How does the comic-lover in me see the election? Obviously, working most memorably for the Beano, I'm in the arena of the pre-political. I certainly had no understanding of politics aged 9 and I dread the idea of any kid who has. Even aged 20 I was pretty clueless and spent most of the last 3 decades calling the result of every election wrong.
It is interesting to think how the characters in the Beano might vote once they grew up. And obviously it would make a difference when they grew up. If Leo Baxendale's Bash Street Kids had carried on growing from their inception in Britain's industrial north in the 1950s, then by the time they'd been first eligible to vote they would have all voted Labour, with the exception of Cuthbert Cringeworthy, Conservative, and they'd have ushered in Harold Wilson with a landsllide in 1964. (Thinks: voting age may have been 21 in 1964, so that may be slightly optimistic. Whatever, thru the 60s they'd have been solid Labour).
(above, part of the election sequence from Invasion of the Beano Snatchers by Kev F, click to see strip archive)

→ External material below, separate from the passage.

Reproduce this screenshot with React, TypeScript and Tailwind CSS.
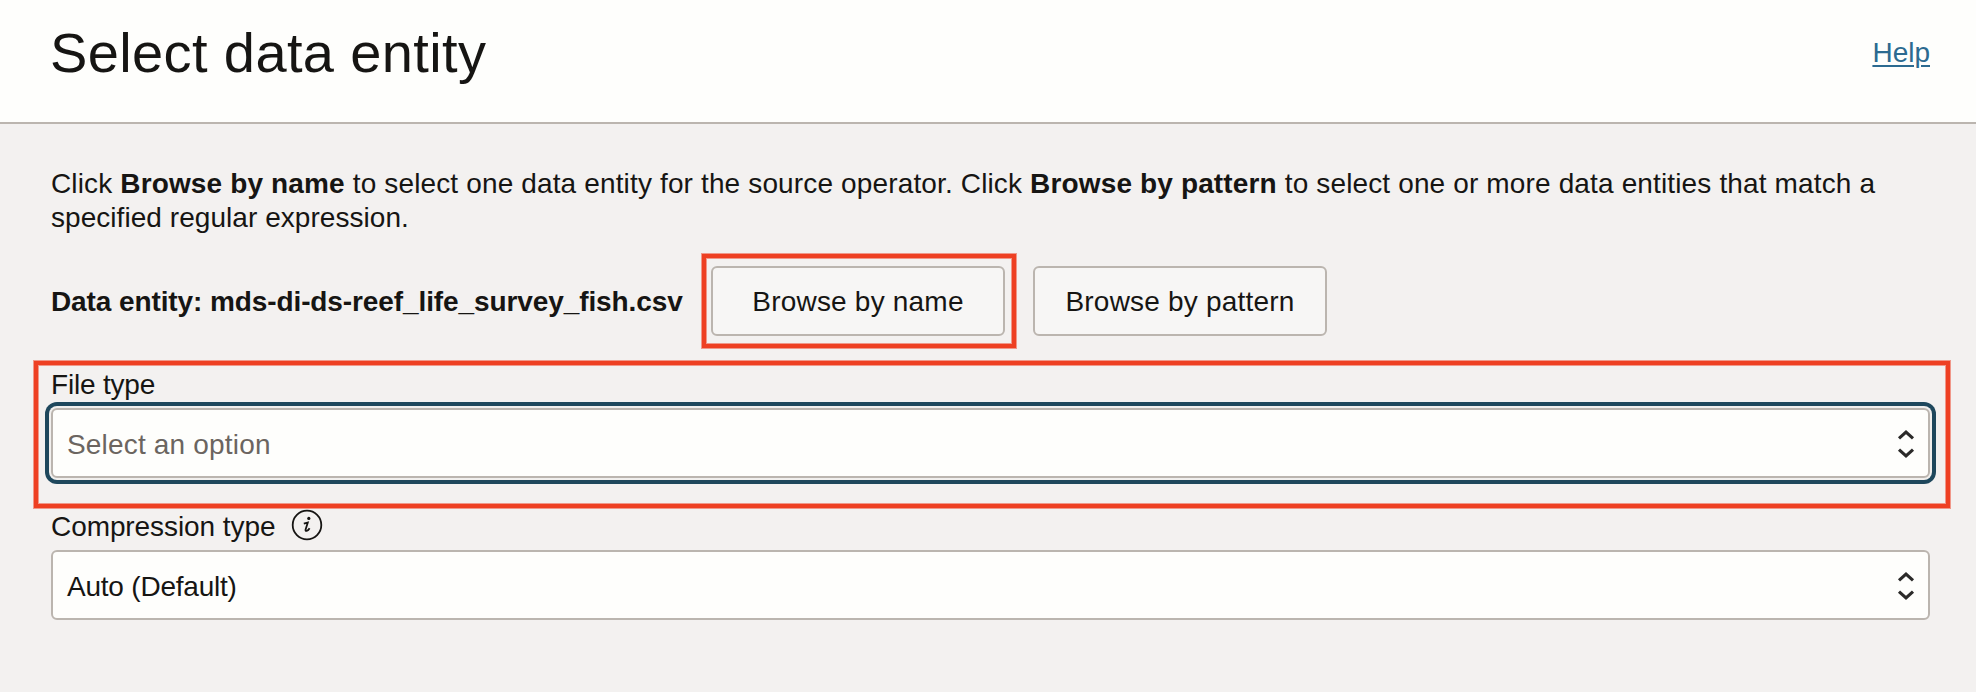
import React from "react";

function Chevrons() {
  return (
    <svg width="20" height="32" viewBox="0 0 20 32" fill="none" stroke="#2b2a29" strokeWidth="3.1" className="shrink-0">
      <path d="M3 11.4 10 5 17 11.4" />
      <path d="M3 22.6 10 29 17 22.6" />
    </svg>
  );
}

function InfoIcon() {
  return (
    <svg width="32" height="32" viewBox="0 0 32 32" fill="none" stroke="#161513" className="shrink-0">
      <circle cx="16" cy="16" r="14.3" strokeWidth="1.8" />
      <circle cx="17.8" cy="9.4" r="1.6" fill="#161513" stroke="none" />
      <path d="M12.8 14.6 16.8 13.6 14.6 20.4Q14.2 22.3 15.7 21.8 17.4 21.2 18.6 19.2" strokeWidth="1.8" />
    </svg>
  );
}

function Highlight({ className }: { className: string }) {
  return (
    <div
      className={`pointer-events-none absolute border-4 border-[#ee4023] shadow-[0_0_0_1px_#ee402380,inset_0_0_0_1px_#ee402380] ${className}`}
    />
  );
}

function Button({ children }: { children: React.ReactNode }) {
  return (
    <button className="h-[70px] w-[294px] rounded-[6px] border-2 border-[#bbb5af] bg-[#f7f6f5] pt-[2px] text-center tracking-[0.2px]">
      {children}
    </button>
  );
}

function Select({ children, focused = false }: { children: React.ReactNode; focused?: boolean }) {
  return (
    <div
      className={`flex h-[70px] items-center justify-between rounded-[6px] border-2 border-[#bbb5af] bg-[#fefefc] pr-3 pl-[14px] ${
        focused ? "text-[#6b6560] shadow-[0_0_0_2px_#f1efed,0_0_0_6px_#1e475c]" : ""
      }`}
    >
      {children}
      <Chevrons />
    </div>
  );
}

export default function App() {
  return (
    <div className="flex h-[692px] w-[1976px] flex-col overflow-hidden bg-[#f3f1f0] font-['Liberation_Sans',Arial,sans-serif] text-[28px] leading-[34px] text-[#161513]">
      <header className="flex h-[124px] shrink-0 justify-between border-b-2 border-[#bbb5af] bg-[#fefefc] pr-[46px] pl-[50px]">
        <h1 className="pt-[21px] text-[56px] leading-[64px] tracking-[0.38px]">Select data entity</h1>
        <a href="#" className="pt-[36px] text-[#2c6a90] underline decoration-2 underline-offset-[3px]">
          Help
        </a>
      </header>
      <main className="flex flex-col pt-[43px] pr-[46px] pl-[51px]">
        <p className="whitespace-nowrap">
          <span className="tracking-[0.142px]">
            Click <b>Browse by name</b> to select one data entity for the source operator. Click{" "}
            <b>Browse by pattern</b> to select one or more data entities that match a
          </span>
          <br />
          <span className="tracking-[0.05px]">specified regular expression.</span>
        </p>
        <div className="mt-[31px] flex items-center">
          <b className="w-[660px] pt-[2px] tracking-[-0.1px] whitespace-nowrap">
            Data entity: mds-di-ds-reef_life_survey_fish.csv
          </b>
          <div className="relative mr-7">
            <Button>Browse by name</Button>
            <Highlight className="-top-3 -right-[11px] -bottom-3 -left-[9px]" />
          </div>
          <Button>Browse by pattern</Button>
        </div>
        <section className="relative mt-[32px] flex flex-col">
          <label className="mb-[6px] tracking-[-0.2px]">File type</label>
          <Select focused>
            <span className="pt-[3px] tracking-[0.18px]">Select an option</span>
          </Select>
          <Highlight className="-top-[7px] -right-5 -bottom-[30px] -left-[17px]" />
        </section>
        <div className="mt-[30px] mb-[8px] flex h-[34px] items-center gap-[16px]">
          <span className="pt-[3px] tracking-[-0.08px]">Compression type</span>
          <InfoIcon />
        </div>
        <Select>
          <span className="pt-[3px] tracking-[-0.22px]">Auto (Default)</span>
        </Select>
      </main>
    </div>
  );
}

By the 80s, if the Bash Street Kids aged like humans, they'd be in their late thirties and they'd have seen many of their jobs lost to Thatcherism. The more self-interested, like Spotty and Roger The Dodger, might have turned Tory and be running small businesses to employ the rest of the gang. Cuthbert would be standing as the SDP/Liberal Alliance candidate and still losing to the Labour candidate, Toots.
So to today. The Bash Street Kids are all 65 years old and mostly still vote Labour as they've always done. Councillor Spotty and Roger The Mayor spend most of their time in Spain and don't bother to vote, and Cuthbert's political career never recovered from the rent boy scandal 15 years ago. Toots is standing down as Labour MP at this election. So it's the Bash Street Grandkids who'll be swinging this result. Spotty Junior went from boarding school to Oxford to the City & Roger's kids are facing a House Committee for fraud after their involvement in Goldman Sachs, so they're no longer local. From the success of Plug junior's chain of beauty parlours to Wilf junior's success as a pundit on local TV, to the Toots family's dominance of local politics and Danny junior's garage staying occasionally out of the red, the next generation are mostly aspirational and doing okay. Which leaves them torn between Labour and the resurgent LibDems. (Teacher, by the way, is still clinging on in his twilight home and has already filed a postal vote. His vote has remained, as always, a secret).
My call for the Bash Street constituency on Thursday? A slim Labour win. As we all know, the rest of the country very rarely resembles Bash Street.